Smith taught 18th-century English literature at the University of Windsor, Windsor, Ontario and New York University until 1980, when he left teaching for editing and publishing. He and Oates co-founded The Ontario Review, a literary magazine, in 1974, with Oates serving as associate editor. The magazine's mission, according to Smith, was to bridge the literary and artistic culture of the U.S. and Canada: “We tried to do this by publishing writers and artists from both countries, as well as essays and reviews of an intercultural nature.” In 1980, Oates and Smith co-founded Ontario Review Books, an independent publishing house. In 2004, Oates described the partnership as "a marriage of like minds—both my husband and I are so interested in literature and we read the same books; he'll be reading a book and then I'll read it—we trade and we talk about our reading at meal times it's a very collaborative and imaginative marriage". Smith also authored Charles Churchill, a critical study on the 18th-century British satirist and editor of numerous anthologies of works which appeared in Ontario Review.
Death
Smith died on 18 February 2008, in Princeton, New Jersey, from complications of pneumonia.
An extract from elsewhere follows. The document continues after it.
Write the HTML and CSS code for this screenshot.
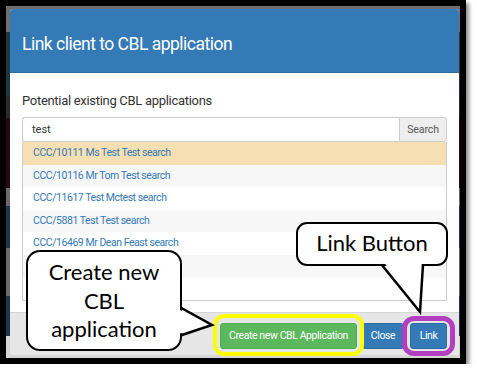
FILE: index.html
```html
<!DOCTYPE html>
<html>
<head>
<meta charset="utf-8">
<link rel="stylesheet" href="styles.css">
</head>
<body>
<div class="frame">
  <div class="backdrop">
    <div class="modal">
      <div class="modal-header">
        <h4 class="modal-title">Link client to CBL application</h4>
      </div>
      <div class="modal-body">
        <label class="field-label">Potential existing CBL applications</label>
        <div class="input-group">
          <div class="input">test</div>
          <div class="addon">Search</div>
        </div>
        <ul class="results">
          <li class="row selected"><a>CCC/10111 Ms Test Test search</a></li>
          <li class="row alt"><a>CCC/10116 Mr Tom Test search</a></li>
          <li class="row"><a>CCC/11617 Test Mctest search</a></li>
          <li class="row alt"><a>CCC/5881 Test Test search</a></li>
          <li class="row"><a>CCC/16469 Mr Dean Feast search</a></li>
          <li class="row alt"></li>
          <li class="row"></li>
        </ul>
      </div>
      <div class="modal-footer">
        <button class="btn btn-green">Create new CBL Application</button>
        <button class="btn btn-blue btn-close">Close</button>
        <button class="btn btn-blue btn-link">Link</button>
      </div>
    </div>
  </div>

  <div class="ring ring-yellow"></div>
  <div class="ring ring-purple"></div>

  <div class="callout callout-link">Link Button</div>
  <div class="callout callout-create">Create new<br>CBL<br>application</div>

  <svg class="tails" width="454" height="352" viewBox="0 0 454 352">
    <polygon points="377,255 414,305 416,255" fill="#fff"/>
    <polyline points="375.5,258.5 414,306 417,258.5" fill="none" stroke="#000" stroke-width="2.5" stroke-linejoin="miter"/>
    <polygon points="172,303 205,319 172,328" fill="#fff"/>
    <polyline points="174.5,301.5 206,319 174.5,329.5" fill="none" stroke="#000" stroke-width="2.5" stroke-linejoin="miter"/>
  </svg>
</div>
</body>
</html>
```
FILE: styles.css
```css
* { box-sizing: border-box; }
html, body { margin: 0; padding: 0; background: #fff; }
body { font-family: Roboto, "Liberation Sans", sans-serif; }

.frame {
  position: relative;
  width: 466px;
  height: 364px;
  border: 6px solid #000;
  box-shadow: 3px 3px 4px rgba(0,0,0,0.45);
}

.backdrop {
  width: 100%;
  height: 100%;
  padding: 3px 1px 0 4px;
  background:
    linear-gradient(to bottom,
      #6e6e6e 0, #6e6e6e 26px,
      #1c3a3e 26px, #1c3a3e 90px,
      #2a2a2a 90px, #2a2a2a 112px,
      #2c0812 112px, #2c0812 182px,
      #6a6a6a 182px, #6a6a6a 200px,
      #1c3553 200px, #1c3553 242px,
      #6a6a6a 242px, #6a6a6a 290px,
      #1c3553 290px, #1c3553 330px,
      #d6d6d6 330px, #d6d6d6 352px);
}

.modal {
  width: 449px;
  height: 346px;
  background: #fff;
  border-radius: 4px;
  overflow: hidden;
  display: flex;
  flex-direction: column;
}

.modal-header {
  height: 64px;
  flex: none;
  background: #337ab7;
  display: flex;
  align-items: center;
  padding: 6px 12px 0;
  border-bottom: 1px solid #2e6da4;
}
.modal-title {
  margin: 0;
  color: #fff;
  font-weight: 400;
  font-size: 17.5px;
  letter-spacing: -0.5px;
}

.modal-body {
  flex: 1;
  padding: 20px 12px 0;
  display: flex;
  flex-direction: column;
}

.field-label {
  display: block;
  font-size: 13px;
  letter-spacing: -0.3px;
  line-height: 16px;
  color: #333;
  margin-bottom: 8px;
}

.input-group {
  display: flex;
  height: 25px;
}
.input {
  flex: 1;
  border: 1px solid #ccc;
  border-right: none;
  border-radius: 3px 0 0 3px;
  padding: 0 9px;
  font-size: 11px;
  line-height: 23px;
  color: #333;
  background: #fff;
}
.addon {
  width: 48px;
  border: 1px solid #ccc;
  border-radius: 0 3px 3px 0;
  background: #eee;
  color: #555;
  font-size: 10.5px;
  letter-spacing: -0.1px;
  line-height: 23px;
  text-align: center;
}

.results {
  list-style: none;
  margin: 0;
  padding: 0;
  border: 1px solid #ccc;
  border-top: none;
}
.row {
  height: 22.6px;
  padding: 0 10px;
  font-size: 10.5px;
  letter-spacing: -0.45px;
  line-height: 22.6px;
  background: #fff;
}
.row.alt { background: #f7f7f7; }
.row.selected { background: #f5dfb3; }
.row a { color: #337ab7; }

.modal-footer {
  flex: none;
  height: 43px;
  border-top: 1px solid #d5d5d5;
  background: #e6e6e6;
  display: flex;
  justify-content: flex-end;
  align-items: flex-start;
  padding: 10px 12px 0;
  gap: 5px;
}
.btn {
  height: 26px;
  border: 1px solid transparent;
  border-radius: 3px;
  font-family: Roboto, "Liberation Sans", sans-serif;
  font-size: 10.5px;
  letter-spacing: -0.4px;
  color: #fff;
  padding: 0;
  line-height: 24px;
  text-align: center;
}
.btn-green { width: 137px; background: #5cb85c; border-color: #4cae4c; }
.btn-blue { background: #337ab7; border-color: #2e6da4; }
.btn-close { width: 42px; }
.btn-link { width: 37px; margin-left: 1px; }

.ring {
  position: absolute;
  border-radius: 11px;
  pointer-events: none;
}
.ring-yellow {
  left: 207px;
  top: 308px;
  width: 151px;
  height: 42px;
  border: 4.5px solid #ffff00;
}
.ring-purple {
  left: 396px;
  top: 310px;
  width: 53px;
  height: 40px;
  border: 5px solid #b23ec2;
  border-radius: 12px;
}

.callout {
  position: absolute;
  background: #fff;
  border: 2.5px solid #000;
  border-radius: 11px;
  font-family: Lato, "Open Sans", sans-serif;
  color: #000;
  text-align: center;
}
.callout-link {
  left: 290px;
  top: 216px;
  width: 152px;
  height: 44px;
  font-size: 22px;
  line-height: 38px;
}
.callout-create {
  left: 20px;
  top: 244px;
  width: 156px;
  height: 101px;
  font-size: 22px;
  line-height: 28.5px;
  padding-top: 6px;
  border-radius: 14px;
}

.tails {
  position: absolute;
  left: 0;
  top: 0;
  pointer-events: none;
}
```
In April 2008, Oates wrote to an interviewer, "Since my husband's unexpected death, I really have very little energy My marriage—my love for my husband—seems to have come first in my life, rather than my writing. Set beside his death, the future of my writing scarcely interests me at the moment." The 13 December 2010 issue of The New Yorker carried Oates' "A Widow's Story" describing her last days with Smith. Celestial Timepiece remembers Smith as "husband, scholar, editor, publisher, friend".
''A Widow's Memoir''
Smith's widow, Joyce Carol Oates, published a memoir in February 2011 recounting their nearly 47-year marriage and her struggle to cope with his sudden death. According to Oates, he became ill at home in mid-February 2008 and was admitted to the Princeton Medical Center, diagnosed with a virulent form of pneumonia. He was still in the hospital recovering from the pneumonia when, a week later, he was stricken by a secondary infection. Oates was called to his bedside during the night, but he died before she arrived. Oates writes that Smith came from an intensely devout Catholic Irish American family and, as a young man, he entered a seminary. But Smith would later become "furious at the church". Smith left behind an unfinished novel, which he had started before they met and he had continued intermittently through the years. Oates was 22 when, after a three-month courtship, she married the 31-year-old Smith in 1961. The couple had no children, and neither wrote about that aspect of their marriage.